Developed by NASA in the late 1990s, the highway in the sky is basically exactly what it sounds like: A designated path for aircraft to travel safely from one destination to another. On a cockpit display, the virtual highway typically looks like a series of boxes through which the pilot must guide the aircraft to stay on the right course. Synthetic vision systems like the one on board the Cirrus aircraft actually make the highway in the sky look a little bit like Mario Kart, except there are no cool sounds when you clear a box.
If anything, the highway in the sky interface seems like a great teaching tool.
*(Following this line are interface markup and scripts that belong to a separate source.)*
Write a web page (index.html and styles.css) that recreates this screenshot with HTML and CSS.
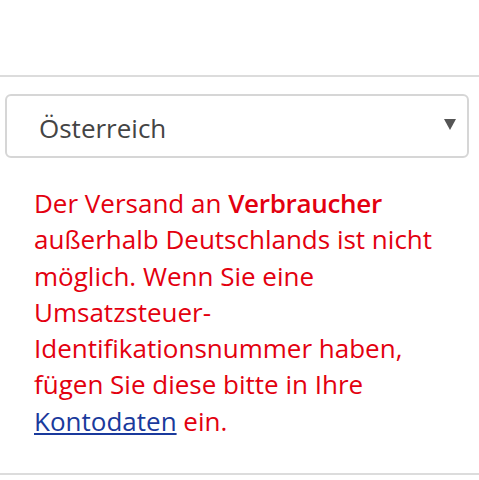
FILE: index.html
```html
<!DOCTYPE html>
<html lang="de">
<head>
<meta charset="utf-8">
<link rel="stylesheet" href="styles.css">
</head>
<body>
<div class="page">
  <hr class="rule">
  <div class="select">
    <span class="select-value">Österreich</span>
    <svg class="select-arrow" width="12" height="11" viewBox="0 0 12 11"><path d="M0 0H12L6 11Z" fill="#555"/></svg>
  </div>
  <p class="notice">Der Versand an <strong>Verbraucher</strong> außerhalb Deutschlands ist nicht möglich. Wenn Sie eine Umsatzsteuer-Identifikationsnummer haben, fügen Sie diese bitte in Ihre <a href="#" class="link">Kontodaten</a> ein.</p>
  <hr class="rule rule-bottom">
</div>
</body>
</html>
```
FILE: styles.css
```css
html, body {
  margin: 0;
  padding: 0;
  background: #fff;
}
.page {
  width: 479px;
  padding-top: 75px;
  font-family: "Open Sans", "Noto Sans", sans-serif;
}
.rule {
  margin: 0;
  border: 0;
  height: 2px;
  background: #dcdcdc;
}
.select {
  margin: 17px 10px 0 5px;
  height: 64px;
  border: 2px solid #d6d6d6;
  border-radius: 6px;
  display: flex;
  align-items: center;
  justify-content: space-between;
  padding: 0 11px 0 32px;
  box-sizing: border-box;
}
.select-value {
  font-size: 26px;
  color: #444;
  padding-top: 4px;
}
.select-arrow {
  display: block;
  margin-top: -4px;
}
.notice {
  margin: 27px 20px 0 34px;
  font-size: 26px;
  line-height: 36.3px;
  color: #e3000f;
}
.notice strong {
  font-weight: 600;
  letter-spacing: -0.3px;
}
.link {
  color: #1a3a9c;
  text-decoration: underline;
}
.rule-bottom {
  margin-top: 34px;
}
```
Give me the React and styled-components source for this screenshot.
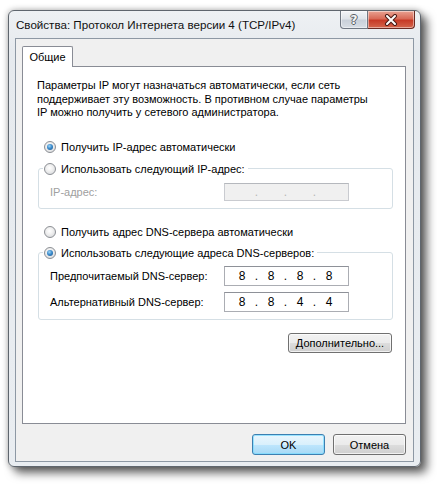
import React from "react";
import styled, { createGlobalStyle } from "styled-components";

const Global = createGlobalStyle`
  html, body { margin: 0; padding: 0; background: #ffffff; }
  body { font-family: "Liberation Sans", Arial, sans-serif; font-size: 11px; color: #000; }
  * { box-sizing: border-box; }
`;

const Page = styled.div`
  padding: 10px 0 0 8px;
  width: 437px;
  height: 488px;
  overflow: hidden;
`;

const Window = styled.div`
  width: 413px;
  height: 457px;
  border: 1px solid #5f666e;
  border-radius: 6px;
  background: linear-gradient(to bottom, #eef1f4 0px, #e6eaee 40px, #e9edf1 100%);
  box-shadow: 6px 6px 10px rgba(0, 0, 0, 0.6), 0 0 6px rgba(0, 0, 0, 0.3);
  display: flex;
  flex-direction: column;
`;

const TitleBar = styled.div`
  height: 27px;
  display: flex;
  justify-content: space-between;
  align-items: flex-start;
  padding-left: 7px;
  padding-right: 5px;
`;

const Title = styled.div`
  font-family: "Liberation Sans", Arial, sans-serif;
  font-size: 11.6px;
  line-height: 27px;
  color: #111;
  white-space: nowrap;
`;

const CaptionButtons = styled.div`
  display: flex;
  height: 18px;
`;

const CaptionButton = styled.div`
  width: ${(p) => p.$w}px;
  height: 18px;
  display: flex;
  align-items: center;
  justify-content: center;
  border: 1px solid ${(p) => (p.$close ? "#6b2a22" : "#6f7782")};
  border-top: none;
  border-left-width: ${(p) => (p.$close ? 0 : 1)}px;
  border-radius: ${(p) => (p.$close ? "0 0 4px 0" : "0 0 0 4px")};
  background: ${(p) =>
    p.$close
      ? "linear-gradient(to bottom, #e9a292 0%, #d86a57 45%, #c73a26 55%, #d4664c 100%)"
      : "linear-gradient(to bottom, #f3f5f8 0%, #dfe4ea 45%, #c9d0d9 55%, #d8dee5 100%)"};
  box-shadow: inset 0 0 0 1px rgba(255, 255, 255, 0.45);
`;

const HelpGlyph = styled.span`
  font-family: "DejaVu Sans", sans-serif;
  font-weight: bold;
  font-size: 12px;
  line-height: 12px;
  color: #f4f4f4;
  text-shadow: -1px 0 #5a5f66, 1px 0 #5a5f66, 0 -1px #5a5f66, 0 1px #5a5f66;
`;

const Client = styled.div`
  margin: 0 6px 4px 6px;
  height: 424px;
  border: 1px solid #8d98a4;
  background: #f0f0f0;
  padding: 7px 7px 0 6px;
  display: flex;
  flex-direction: column;
`;

const TabStrip = styled.div`
  height: 20px;
  display: flex;
  align-items: flex-end;
`;

const Tab = styled.div`
  position: relative;
  z-index: 1;
  width: 51px;
  height: 21px;
  margin-bottom: -1px;
  border: 1px solid #898c95;
  border-bottom: none;
  border-radius: 2px 2px 0 0;
  background: #ffffff;
  display: flex;
  align-items: center;
  justify-content: center;
  padding-bottom: 1px;
`;

const Panel = styled.div`
  height: 358px;
  border: 1px solid #898c95;
  background: #ffffff;
  padding: 12px 12px 0 14px;
  display: flex;
  flex-direction: column;
`;

const Paragraph = styled.p`
  margin: 0;
  line-height: 13.5px;
`;

const RadioRow = styled.label`
  display: flex;
  align-items: center;
  gap: 5px;
  height: 16px;
  margin-top: ${(p) => p.$mt || 0}px;
  margin-left: ${(p) => (p.$inLegend ? 0 : 7)}px;
  white-space: nowrap;
`;

const RadioCircle = styled.span`
  width: 12px;
  height: 12px;
  border-radius: 50%;
  border: 1px solid #8c8f94;
  background: radial-gradient(circle at 45% 40%, #ffffff 0%, #f0f0f0 40%, #cfd2d6 100%);
  display: flex;
  align-items: center;
  justify-content: center;
  flex: none;
  &::after {
    content: "";
    display: ${(p) => (p.$checked ? "block" : "none")};
    width: 6px;
    height: 6px;
    border-radius: 50%;
    background: radial-gradient(circle at 40% 35%, #9fd6f7 0%, #3d8ccc 45%, #134f8a 100%);
  }
`;

const Group = styled.fieldset`
  margin: ${(p) => p.$mt}px 0 0 1px;
  min-width: 0;
  border: 1px solid #d5dfe5;
  border-radius: 3px;
  padding: 0 7px 7px 4px;
`;

const Legend = styled.legend`
  padding: 0 3px 0 1px;
`;

const FieldRow = styled.div`
  display: flex;
  align-items: center;
  margin-top: ${(p) => p.$mt}px;
  padding-left: 7px;
  height: ${(p) => p.$h}px;
`;

const FieldLabel = styled.span`
  width: 174px;
  color: ${(p) => (p.$disabled ? "#a0a0a0" : "#000")};
  white-space: nowrap;
`;

const IpField = styled.div`
  width: 125px;
  height: 100%;
  border: 1px solid ${(p) => (p.$disabled ? "#c9cbd0" : "#abadb3")};
  border-top-color: ${(p) => (p.$disabled ? "#b5b8bd" : "#8e9198")};
  background: ${(p) => (p.$disabled ? "#f0f0f0" : "#ffffff")};
  display: flex;
  align-items: center;
  padding-left: 5px;
  font-size: 12px;
  color: ${(p) => (p.$disabled ? "#b8b8b8" : "#000")};
`;

const Octet = styled.span`
  width: 24px;
  text-align: center;
`;

const Dot = styled.span`
  width: 5px;
  text-align: center;
`;

const RightRow = styled.div`
  display: flex;
  justify-content: flex-end;
  margin-top: ${(p) => p.$mt}px;
  margin-right: ${(p) => p.$mr || 0}px;
  gap: 8px;
`;

const Button = styled.button`
  font-family: "Liberation Sans", Arial, sans-serif;
  font-size: 11px;
  color: #000;
  width: ${(p) => p.$w}px;
  height: ${(p) => p.$h}px;
  padding: 0;
  border-radius: 3px;
  border: 1px solid ${(p) => (p.$default ? "#3c7fb1" : "#707070")};
  background: ${(p) =>
    p.$default
      ? "linear-gradient(to bottom, #eaf6fd 0%, #d9f0fc 50%, #bee6fd 51%, #a7d9f5 100%)"
      : "linear-gradient(to bottom, #f2f2f2 0%, #ebebeb 50%, #dddddd 51%, #cfcfcf 100%)"};
  box-shadow: inset 0 0 0 1px ${(p) => (p.$default ? "rgba(120,220,255,0.7)" : "rgba(255,255,255,0.7)")};
`;

const Ip = ({ octets, disabled }) => (
  <IpField $disabled={disabled}>
    <Octet>{octets[0]}</Octet>
    <Dot>.</Dot>
    <Octet>{octets[1]}</Octet>
    <Dot>.</Dot>
    <Octet>{octets[2]}</Octet>
    <Dot>.</Dot>
    <Octet>{octets[3]}</Octet>
  </IpField>
);

const Radio = ({ checked, children, mt, inLegend }) => (
  <RadioRow $mt={mt} $inLegend={inLegend}>
    <RadioCircle $checked={checked} />
    <span>{children}</span>
  </RadioRow>
);

export default function App() {
  return (
    <>
      <Global />
      <Page>
        <Window>
          <TitleBar>
            <Title>Свойства: Протокол Интернета версии 4 (TCP/IPv4)</Title>
            <CaptionButtons>
              <CaptionButton $w={28}>
                <HelpGlyph>?</HelpGlyph>
              </CaptionButton>
              <CaptionButton $w={47} $close>
                <svg width="14" height="12" viewBox="0 0 14 12">
                  <path d="M3 2 L11 10 M11 2 L3 10" stroke="#4a1a14" strokeWidth="4" strokeLinecap="round" />
                  <path d="M3 2 L11 10 M11 2 L3 10" stroke="#ffffff" strokeWidth="2" strokeLinecap="round" />
                </svg>
              </CaptionButton>
            </CaptionButtons>
          </TitleBar>
          <Client>
            <TabStrip>
              <Tab>Общие</Tab>
            </TabStrip>
            <Panel>
              <Paragraph>
                Параметры IP могут назначаться автоматически, если сеть
                <br />
                поддерживает эту возможность. В противном случае параметры
                <br />
                IP можно получить у сетевого администратора.
              </Paragraph>
              <Radio checked mt={19}>Получить IP-адрес автоматически</Radio>
              <Group $mt={6}>
                <Legend>
                  <Radio inLegend>Использовать следующий IP-адрес:</Radio>
                </Legend>
                <FieldRow $mt={6} $h={18}>
                  <FieldLabel $disabled>IP-адрес:</FieldLabel>
                  <Ip octets={["", "", "", ""]} disabled />
                </FieldRow>
              </Group>
              <Radio mt={15}>Получить адрес DNS-сервера автоматически</Radio>
              <Group $mt={5}>
                <Legend>
                  <Radio checked inLegend>Использовать следующие адреса DNS-серверов:</Radio>
                </Legend>
                <FieldRow $mt={5} $h={20}>
                  <FieldLabel>Предпочитаемый DNS-сервер:</FieldLabel>
                  <Ip octets={["8", "8", "8", "8"]} />
                </FieldRow>
                <FieldRow $mt={6} $h={20}>
                  <FieldLabel>Альтернативный DNS-сервер:</FieldLabel>
                  <Ip octets={["8", "8", "4", "4"]} />
                </FieldRow>
              </Group>
              <RightRow $mt={13} $mr={1}>
                <Button $w={104} $h={20}>Дополнительно...</Button>
              </RightRow>
            </Panel>
            <RightRow $mt={10}>
              <Button $w={73} $h={21} $default>OK</Button>
              <Button $w={73} $h={21}>Отмена</Button>
            </RightRow>
          </Client>
        </Window>
      </Page>
    </>
  );
}
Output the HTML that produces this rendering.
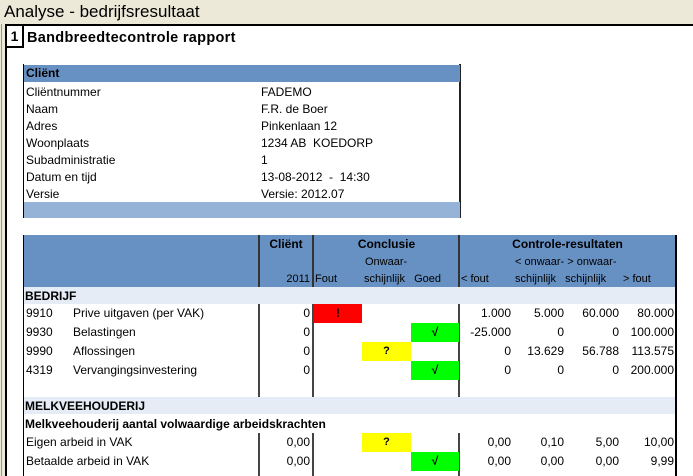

I realised that the Vision Jet would fly itself if I let go of the joystick, but in the few minutes that I fancied myself a student pilot, the video game-like guidance made immediate sense to me. I got a feel for how the aircraft responded to the wind as well as my controls. I gained a new sense of my surroundings, though it sometimes felt scary to pull my eyes away from the display. In the end, I liked flying a jet. I liked it a lot.
The bundle of nerves that twisted up my stomach before takeoff had disappeared by the time the pilot took back the controls and made the turn back towards Westchester. Underneath me I saw the sprawling Long Island seaside estates and wondered how many of them would want to buy a personal jet and learn to fly.
After all, the Vision Jet is an impossible dream for people like me. It isn't even one I'd want to pursue. Nevertheless, the aircraft feels like a glimpse into the future of aviation and perhaps even transportation. It's hardly a flying car. But it's a lot closer to that idea than anything else I've ever seen.